-------- RECORD EXTRACTS --------

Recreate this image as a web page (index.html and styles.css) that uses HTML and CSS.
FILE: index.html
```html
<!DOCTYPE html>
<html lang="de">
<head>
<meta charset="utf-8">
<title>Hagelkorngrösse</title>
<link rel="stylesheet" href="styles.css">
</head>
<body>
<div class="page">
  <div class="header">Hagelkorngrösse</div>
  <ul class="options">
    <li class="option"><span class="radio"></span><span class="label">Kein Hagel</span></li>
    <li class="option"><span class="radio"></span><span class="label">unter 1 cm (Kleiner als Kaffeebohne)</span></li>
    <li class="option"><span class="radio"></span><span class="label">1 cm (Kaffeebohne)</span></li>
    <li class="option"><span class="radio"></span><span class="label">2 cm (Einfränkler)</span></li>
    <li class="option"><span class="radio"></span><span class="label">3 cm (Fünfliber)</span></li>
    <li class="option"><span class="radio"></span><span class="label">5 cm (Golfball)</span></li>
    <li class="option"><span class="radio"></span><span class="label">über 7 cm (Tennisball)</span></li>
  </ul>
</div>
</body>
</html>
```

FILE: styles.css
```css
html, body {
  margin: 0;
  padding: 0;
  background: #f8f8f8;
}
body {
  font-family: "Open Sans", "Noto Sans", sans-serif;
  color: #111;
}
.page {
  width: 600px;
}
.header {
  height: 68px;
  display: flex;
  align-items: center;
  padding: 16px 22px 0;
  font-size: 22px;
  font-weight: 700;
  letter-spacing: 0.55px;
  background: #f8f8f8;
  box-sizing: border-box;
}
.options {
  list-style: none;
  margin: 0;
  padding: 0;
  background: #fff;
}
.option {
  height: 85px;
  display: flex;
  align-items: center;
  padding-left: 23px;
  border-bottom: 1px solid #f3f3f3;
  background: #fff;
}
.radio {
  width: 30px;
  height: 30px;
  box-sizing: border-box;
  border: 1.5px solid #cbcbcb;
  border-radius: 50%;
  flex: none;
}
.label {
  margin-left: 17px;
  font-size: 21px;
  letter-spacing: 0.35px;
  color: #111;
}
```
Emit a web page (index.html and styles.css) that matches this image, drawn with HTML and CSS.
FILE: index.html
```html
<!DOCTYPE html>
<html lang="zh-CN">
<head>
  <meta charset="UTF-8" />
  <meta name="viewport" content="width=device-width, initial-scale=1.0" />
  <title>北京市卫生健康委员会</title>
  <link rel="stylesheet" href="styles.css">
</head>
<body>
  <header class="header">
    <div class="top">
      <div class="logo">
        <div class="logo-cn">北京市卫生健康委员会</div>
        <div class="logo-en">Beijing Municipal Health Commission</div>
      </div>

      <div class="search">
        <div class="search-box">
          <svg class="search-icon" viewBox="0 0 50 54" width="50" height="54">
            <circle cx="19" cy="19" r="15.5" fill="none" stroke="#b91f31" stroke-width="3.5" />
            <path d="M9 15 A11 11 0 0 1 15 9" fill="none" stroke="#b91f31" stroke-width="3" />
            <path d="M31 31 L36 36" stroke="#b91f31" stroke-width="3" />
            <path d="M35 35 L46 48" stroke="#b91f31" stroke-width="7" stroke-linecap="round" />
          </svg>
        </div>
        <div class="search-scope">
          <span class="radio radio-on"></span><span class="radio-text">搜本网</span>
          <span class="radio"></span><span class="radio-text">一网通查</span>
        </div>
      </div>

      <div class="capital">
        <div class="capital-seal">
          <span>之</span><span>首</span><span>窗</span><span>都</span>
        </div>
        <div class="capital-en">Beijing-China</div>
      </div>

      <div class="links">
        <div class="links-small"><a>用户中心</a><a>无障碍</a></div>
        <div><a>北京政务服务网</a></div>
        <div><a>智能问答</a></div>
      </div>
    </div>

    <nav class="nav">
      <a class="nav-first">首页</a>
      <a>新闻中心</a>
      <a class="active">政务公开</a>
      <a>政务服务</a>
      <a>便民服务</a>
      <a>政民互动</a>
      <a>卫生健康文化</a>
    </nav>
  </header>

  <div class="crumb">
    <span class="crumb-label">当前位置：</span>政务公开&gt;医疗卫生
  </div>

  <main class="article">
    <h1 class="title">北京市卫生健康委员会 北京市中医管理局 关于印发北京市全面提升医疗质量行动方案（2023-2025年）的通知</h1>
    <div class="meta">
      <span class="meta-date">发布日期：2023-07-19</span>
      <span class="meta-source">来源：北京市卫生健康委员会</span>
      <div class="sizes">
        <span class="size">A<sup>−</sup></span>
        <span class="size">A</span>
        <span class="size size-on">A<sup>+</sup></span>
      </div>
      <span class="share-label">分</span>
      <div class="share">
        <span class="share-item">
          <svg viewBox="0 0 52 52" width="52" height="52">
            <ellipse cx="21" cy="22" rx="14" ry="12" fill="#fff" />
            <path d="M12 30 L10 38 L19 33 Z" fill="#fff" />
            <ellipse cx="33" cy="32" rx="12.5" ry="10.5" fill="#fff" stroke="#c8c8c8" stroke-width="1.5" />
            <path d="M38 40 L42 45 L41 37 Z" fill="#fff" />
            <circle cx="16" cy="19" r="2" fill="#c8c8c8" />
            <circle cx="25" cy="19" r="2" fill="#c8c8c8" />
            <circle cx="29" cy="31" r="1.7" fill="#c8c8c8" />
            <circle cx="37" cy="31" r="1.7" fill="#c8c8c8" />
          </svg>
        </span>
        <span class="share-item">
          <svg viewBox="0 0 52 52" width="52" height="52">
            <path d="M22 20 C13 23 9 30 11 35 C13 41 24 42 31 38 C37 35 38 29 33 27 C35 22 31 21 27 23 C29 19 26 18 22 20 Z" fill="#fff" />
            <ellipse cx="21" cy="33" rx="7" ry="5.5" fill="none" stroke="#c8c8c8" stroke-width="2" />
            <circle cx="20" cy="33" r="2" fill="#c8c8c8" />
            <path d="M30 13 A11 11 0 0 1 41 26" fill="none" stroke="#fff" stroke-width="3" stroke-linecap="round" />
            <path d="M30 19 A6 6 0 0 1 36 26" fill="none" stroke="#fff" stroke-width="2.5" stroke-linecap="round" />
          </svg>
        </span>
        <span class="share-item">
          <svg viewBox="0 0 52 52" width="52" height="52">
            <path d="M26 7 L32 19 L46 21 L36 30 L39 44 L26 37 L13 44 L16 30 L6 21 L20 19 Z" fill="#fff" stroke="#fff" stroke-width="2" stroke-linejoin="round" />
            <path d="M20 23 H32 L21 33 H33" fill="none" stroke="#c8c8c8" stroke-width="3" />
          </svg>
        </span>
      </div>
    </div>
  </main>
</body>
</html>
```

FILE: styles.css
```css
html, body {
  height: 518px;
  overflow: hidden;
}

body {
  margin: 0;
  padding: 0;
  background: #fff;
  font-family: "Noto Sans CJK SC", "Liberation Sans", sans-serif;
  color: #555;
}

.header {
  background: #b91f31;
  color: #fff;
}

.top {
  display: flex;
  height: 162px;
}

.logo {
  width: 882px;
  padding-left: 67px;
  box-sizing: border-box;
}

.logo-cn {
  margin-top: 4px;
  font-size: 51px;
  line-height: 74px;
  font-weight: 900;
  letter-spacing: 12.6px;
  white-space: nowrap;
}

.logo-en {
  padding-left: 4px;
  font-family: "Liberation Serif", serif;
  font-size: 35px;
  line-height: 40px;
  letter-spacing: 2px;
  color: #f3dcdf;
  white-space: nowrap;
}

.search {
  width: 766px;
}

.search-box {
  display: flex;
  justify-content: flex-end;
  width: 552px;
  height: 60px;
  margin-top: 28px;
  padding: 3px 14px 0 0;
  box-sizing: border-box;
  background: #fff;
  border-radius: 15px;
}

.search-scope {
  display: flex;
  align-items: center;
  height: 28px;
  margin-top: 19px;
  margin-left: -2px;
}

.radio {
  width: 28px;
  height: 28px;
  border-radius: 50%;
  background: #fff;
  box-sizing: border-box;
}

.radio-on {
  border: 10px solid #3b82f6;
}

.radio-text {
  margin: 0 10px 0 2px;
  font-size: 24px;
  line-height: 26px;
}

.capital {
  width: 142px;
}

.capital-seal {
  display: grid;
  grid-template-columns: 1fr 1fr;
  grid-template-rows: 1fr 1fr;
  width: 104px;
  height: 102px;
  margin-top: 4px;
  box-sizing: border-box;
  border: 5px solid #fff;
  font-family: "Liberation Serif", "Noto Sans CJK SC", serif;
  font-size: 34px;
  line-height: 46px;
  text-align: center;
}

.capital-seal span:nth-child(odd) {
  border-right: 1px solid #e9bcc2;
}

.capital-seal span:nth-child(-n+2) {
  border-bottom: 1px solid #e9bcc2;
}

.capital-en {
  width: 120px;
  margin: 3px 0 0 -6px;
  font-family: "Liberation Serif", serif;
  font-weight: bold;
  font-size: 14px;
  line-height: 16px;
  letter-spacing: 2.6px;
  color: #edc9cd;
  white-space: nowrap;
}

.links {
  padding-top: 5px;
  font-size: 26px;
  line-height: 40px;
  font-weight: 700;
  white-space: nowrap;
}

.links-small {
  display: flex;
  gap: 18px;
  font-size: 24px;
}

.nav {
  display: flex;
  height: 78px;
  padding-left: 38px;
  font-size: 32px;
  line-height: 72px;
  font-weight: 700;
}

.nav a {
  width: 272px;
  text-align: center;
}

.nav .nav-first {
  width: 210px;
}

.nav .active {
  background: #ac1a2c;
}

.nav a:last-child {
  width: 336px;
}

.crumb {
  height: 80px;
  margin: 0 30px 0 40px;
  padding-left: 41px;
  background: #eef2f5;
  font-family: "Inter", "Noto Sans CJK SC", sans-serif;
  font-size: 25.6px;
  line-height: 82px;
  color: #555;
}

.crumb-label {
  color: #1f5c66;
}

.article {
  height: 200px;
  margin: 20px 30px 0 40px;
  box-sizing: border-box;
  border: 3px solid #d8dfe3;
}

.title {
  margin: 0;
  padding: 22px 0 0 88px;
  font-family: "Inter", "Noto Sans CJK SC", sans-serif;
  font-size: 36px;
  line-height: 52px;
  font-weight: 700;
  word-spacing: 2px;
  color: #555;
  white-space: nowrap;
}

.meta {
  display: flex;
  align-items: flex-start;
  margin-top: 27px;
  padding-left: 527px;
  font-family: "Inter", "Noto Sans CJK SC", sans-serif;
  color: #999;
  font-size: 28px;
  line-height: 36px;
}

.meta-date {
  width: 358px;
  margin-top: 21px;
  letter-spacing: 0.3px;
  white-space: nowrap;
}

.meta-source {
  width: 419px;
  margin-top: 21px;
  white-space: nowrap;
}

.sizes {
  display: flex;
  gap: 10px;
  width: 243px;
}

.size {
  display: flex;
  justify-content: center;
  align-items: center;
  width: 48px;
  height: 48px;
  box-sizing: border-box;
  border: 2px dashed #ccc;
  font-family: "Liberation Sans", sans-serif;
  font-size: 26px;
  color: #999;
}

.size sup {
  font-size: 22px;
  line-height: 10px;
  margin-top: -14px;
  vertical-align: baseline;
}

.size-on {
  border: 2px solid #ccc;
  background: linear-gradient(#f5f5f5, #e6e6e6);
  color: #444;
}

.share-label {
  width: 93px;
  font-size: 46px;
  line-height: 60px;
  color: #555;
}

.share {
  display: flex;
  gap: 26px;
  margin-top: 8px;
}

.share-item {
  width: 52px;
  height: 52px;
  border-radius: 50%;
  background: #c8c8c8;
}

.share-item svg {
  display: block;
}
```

--------

STATED GOAL - Scan the listing above. Collect all lines with the word "styles".

EXERCISE RESPONSE -
Recreate this image as a web page (index.html and styles.css) that uses HTML and CSS.
<link rel="stylesheet" href="styles.css">
FILE: styles.css
Emit a web page (index.html and styles.css) that matches this image, drawn with HTML and CSS.
  <link rel="stylesheet" href="styles.css">
FILE: styles.css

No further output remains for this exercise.